Towards a large-scale and high-performance smart window based on Prussian blue: a revolutionary two-dimensional-material assisted in situ growth preparation method utilizing MXene†

Abstract

Electrochromic smart windows (ESWs) hold great promise in improving energy efficiency in buildings. However, the production of large-scale ESWs still faces significant challenges due to equipment limitations and associated costs. This paper presents a simple, cost-effective, and environmentally friendly method for preparing Prussian blue (PB) films using a two-dimensional-material assisted in situ growth (TAIG) method. The growth mechanism of PB films prepared through the TAIG method was elucidated using SEM, TEM, and XPS characterization techniques. The PB films fabricated using the TAIG method demonstrate exceptional electrochromic properties, including multi-color modulation capabilities (colorless, blue, green, and yellow), a high optical modulation of 65.89% at 713 nm, fast switching times (5.9 s for coloring and 5.4 s for bleaching), and a high coloring efficiency of 81.73 cm² C⁻¹. Importantly, after 10 000 cycles, there was virtually no degradation of optical modulation of PB films.
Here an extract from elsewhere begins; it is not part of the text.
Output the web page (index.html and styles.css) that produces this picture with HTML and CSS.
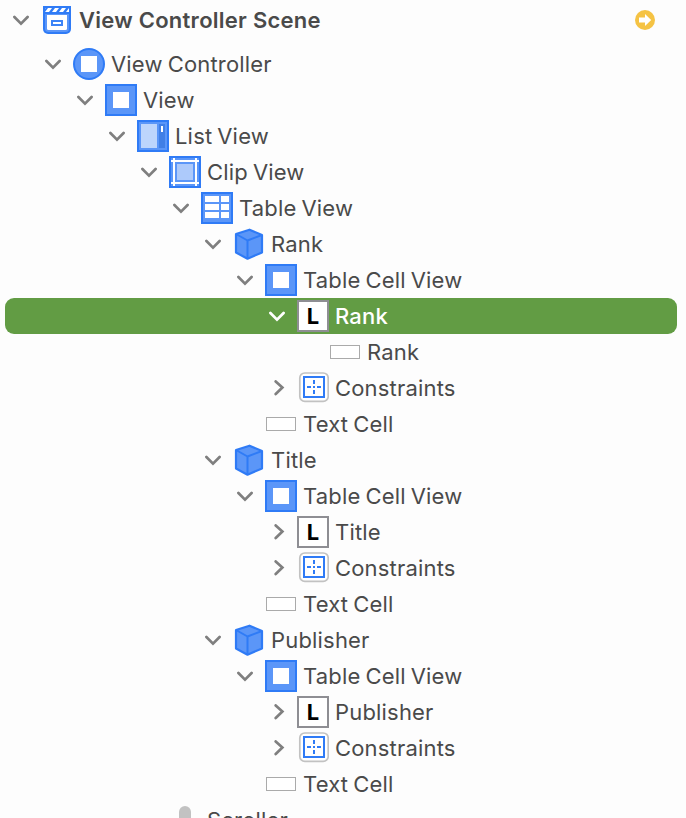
FILE: index.html
```html
<!DOCTYPE html>
<html lang="en">
<head>
<meta charset="utf-8">
<title>Document Outline</title>
<link rel="stylesheet" href="styles.css">
</head>
<body>
<svg class="defs" aria-hidden="true">
  <symbol id="down" viewBox="0 0 16 16"><path d="M1.400 5 8 11.600l6.600-6.600" fill="none" stroke="currentColor" stroke-width="2.700" stroke-linecap="round"/></symbol>
  <symbol id="right" viewBox="0 0 16 16"><path d="M6.700 1.400 13.400 7.600 6.700 14" fill="none" stroke="currentColor" stroke-width="2.700" stroke-linecap="round"/></symbol>
  <symbol id="scene" viewBox="0 0 32 32">
    <path d="M2 2h28v23a5 5 0 0 1-5 5H7a5 5 0 0 1-5-5z" fill="#2f7bf6"/>
    <path d="M4 8l3-4h4L8 8zM11 8l3-4h4l-3 4zM18 8l3-4h4l-3 4zM25 8l3-4v4zM4 4h0.500L4 5z" fill="#fff"/>
    <path d="M4 10h24v14.500a3.500 3.500 0 0 1-3.500 3.500h-17A3.500 3.500 0 0 1 4 24.500z" fill="#5b96f8"/>
    <path d="M6 11h20v13.500a1.500 1.500 0 0 1-1.500 1.500h-17A1.500 1.500 0 0 1 6 24.500z" fill="#fff"/><path d="M11 17h10v4H11z" fill="#fff" stroke="#3d84f7" stroke-width="2"/>
  </symbol>
  <symbol id="controller" viewBox="0 0 32 32"><circle cx="16" cy="16" r="15" fill="#5b96f8" stroke="#2f7bf6" stroke-width="2"/><path d="M8 8h16v16H8z" fill="#fff"/></symbol>
  <symbol id="view" viewBox="0 0 32 32"><path d="M1 1h30v30H1z" fill="#5b96f8" stroke="#2f7bf6" stroke-width="2"/><path d="M8 8h16v16H8z" fill="#fff"/></symbol>
  <symbol id="list" viewBox="0 0 32 32"><path d="M1 1h30v30H1z" fill="#5b96f8" stroke="#2f7bf6" stroke-width="2"/><path d="M4 4h16v24H4z" fill="#bdd5fc"/><path d="M22 4h6v24h-6z" fill="#407fe6"/><path d="M24 6h2v6h-2z" fill="#fff"/></symbol>
  <symbol id="clip" viewBox="0 0 32 32"><path d="M1 1h30v30H1z" fill="#5b96f8" stroke="#2f7bf6" stroke-width="2"/><path d="M5 2v28M27 2v28M2 5h28M2 27h28" stroke="#fff" stroke-width="2"/><path d="M8 8h16v16H8z" fill="#adcafb"/></symbol>
  <symbol id="table" viewBox="0 0 32 32"><path d="M1 1h30v30H1z" fill="#5b96f8" stroke="#2f7bf6" stroke-width="2"/><path d="M4 4h14v6H4zM20 4h8v6h-8zM4 12h14v6H4zM20 12h8v6h-8zM4 20h14v6H4zM20 20h8v6h-8z" fill="#fff"/></symbol>
  <symbol id="cube" viewBox="0 0 32 32"><path d="M16.500 1.700 29 7v17.500L14.500 30.700 3 24.500V6z" fill="#5b96f8" stroke="#2f7bf6" stroke-width="2.200" stroke-linejoin="round"/><path d="M3 6l11.500 6.500V31M14.500 12.500 29 7" fill="none" stroke="#2f7bf6" stroke-width="2"/></symbol>
  <symbol id="constraints" viewBox="0 0 32 32"><rect x="2.800" y="1" width="28.400" height="28.400" rx="5" fill="#fff" stroke="#c2c2c2" stroke-width="1.700"/><path d="M7 5h20v20H7z" fill="#fff" stroke="#2f7bf6" stroke-width="2"/><path d="M17 8v4M17 14v2M17 18v4M10 15h4M16 15h2M20 15h4" stroke="#2f7bf6" stroke-width="2"/></symbol>
</svg>
<main class="outline" id="outline"></main>
<script src="outline.js"></script>
</body>
</html>
```
FILE: styles.css
```css
body {
  margin: 0;
  background: #fdfdfd;
  color: #4a4a4a;
  font: 22px/36px Inter, "Liberation Sans", sans-serif;
  overflow: hidden;
}

.defs {
  display: none;
}

.outline {
  height: 816px;
  padding-top: 2px;
  overflow: hidden;
}

.row {
  display: flex;
  align-items: center;
  height: 36px;
  margin: 0 9px 0 5px;
  padding-left: calc(8px + 32px * var(--depth));
  white-space: nowrap;
}

.header {
  margin-bottom: 8px;
  font-weight: 600;
}

.selected {
  border-radius: 9px;
  background: #629c44;
  color: #fff;
  font-weight: 500;
}

.chevron {
  flex: none;
  width: 16px;
  height: 16px;
  margin-right: 12px;
  color: #7f7f7f;
}

.selected .chevron {
  color: #fff;
}

.icon {
  display: flex;
  flex: none;
  align-items: center;
  justify-content: center;
  width: 32px;
  height: 32px;
  margin-right: 6px;
}

.icon svg {
  width: 32px;
  height: 32px;
}

.letter {
  box-sizing: border-box;
  width: 32px;
  height: 32px;
  border: 2px solid #8e8e93;
  background: #fff;
  color: #000;
  font-size: 22px;
  font-weight: 700;
  line-height: 29px;
  text-align: center;
}

.cell {
  box-sizing: border-box;
  width: 30px;
  height: 14px;
  border: 1px solid #aaa;
  background: #fff;
}

.knob {
  width: 12px;
  height: 28px;
  border-radius: 6px;
  background: #c2c2c2;
}

.label {
  letter-spacing: 0.18px;
  word-spacing: -1.4px;
}

.header .label {
  letter-spacing: 0.26px;
  word-spacing: 0;
}

.badge {
  width: 20px;
  height: 20px;
  margin-left: auto;
  margin-right: 22px;
}
```
FILE: outline.js
```js
// depth, disclosure, icon, label
const rows = [
  [0, "down", "scene", "View Controller Scene"],
  [1, "down", "controller", "View Controller"],
  [2, "down", "view", "View"],
  [3, "down", "list", "List View"],
  [4, "down", "clip", "Clip View"],
  [5, "down", "table", "Table View"],
  [6, "down", "cube", "Rank"],
  [7, "down", "view", "Table Cell View"],
  [8, "down", "letter", "Rank", "selected"],
  [9, "", "cell", "Rank"],
  [8, "right", "constraints", "Constraints"],
  [7, "", "cell", "Text Cell"],
  [6, "down", "cube", "Title"],
  [7, "down", "view", "Table Cell View"],
  [8, "right", "letter", "Title"],
  [8, "right", "constraints", "Constraints"],
  [7, "", "cell", "Text Cell"],
  [6, "down", "cube", "Publisher"],
  [7, "down", "view", "Table Cell View"],
  [8, "right", "letter", "Publisher"],
  [8, "right", "constraints", "Constraints"],
  [7, "", "cell", "Text Cell"],
  [4, "", "knob", "Scroller"]
];

const shapes = {
  letter: '<span class="letter">L</span>',
  cell: '<span class="cell"></span>',
  knob: '<span class="knob"></span>'
};

const badge = '<svg class="badge" viewBox="0 0 20 20"><circle cx="10" cy="10" r="10" fill="#f5c344"/><path d="M4 7.500h6V4l6.200 6-6.200 6v-3.500H4z" fill="#fff"/></svg>';

document.getElementById("outline").innerHTML = rows.map(([depth, arrow, icon, label, state], i) => `
  <div class="row ${i === 0 ? "header" : ""} ${state || ""}" style="--depth: ${depth}">
    <svg class="chevron">${arrow ? `<use href="#${arrow}"/>` : ""}</svg>
    <span class="icon">${shapes[icon] || `<svg><use href="#${icon}"/></svg>`}</span>
    <span class="label">${label}</span>${i === 0 ? badge : ""}
  </div>`).join("");
```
The electrochromic enhancement mechanism was elaborated in this paper. A comparison between PB films prepared via the TAIG method and the electrodeposition method was conducted using TG and GIWAXS tests. The PB films prepared through the TAIG method exhibit a low structural water content and a polycrystalline structure. DTF theoretical calculations were further carried out to confirm the lower band gap and great electron transition. Additionally, the successful fabrication of large-scale ESWs measuring 100 × 70 cm² using the TAIG method demonstrates its practicality for industrial-scale production. Simulation studies of solar irradiation confirm the shielding capabilities of ESWs and their effectiveness in regulating indoor temperatures. In conclusion, this study represents a significant step towards the performance promotion and industrial-scale production of ESWs, contributing to the development of energy-efficient building solutions.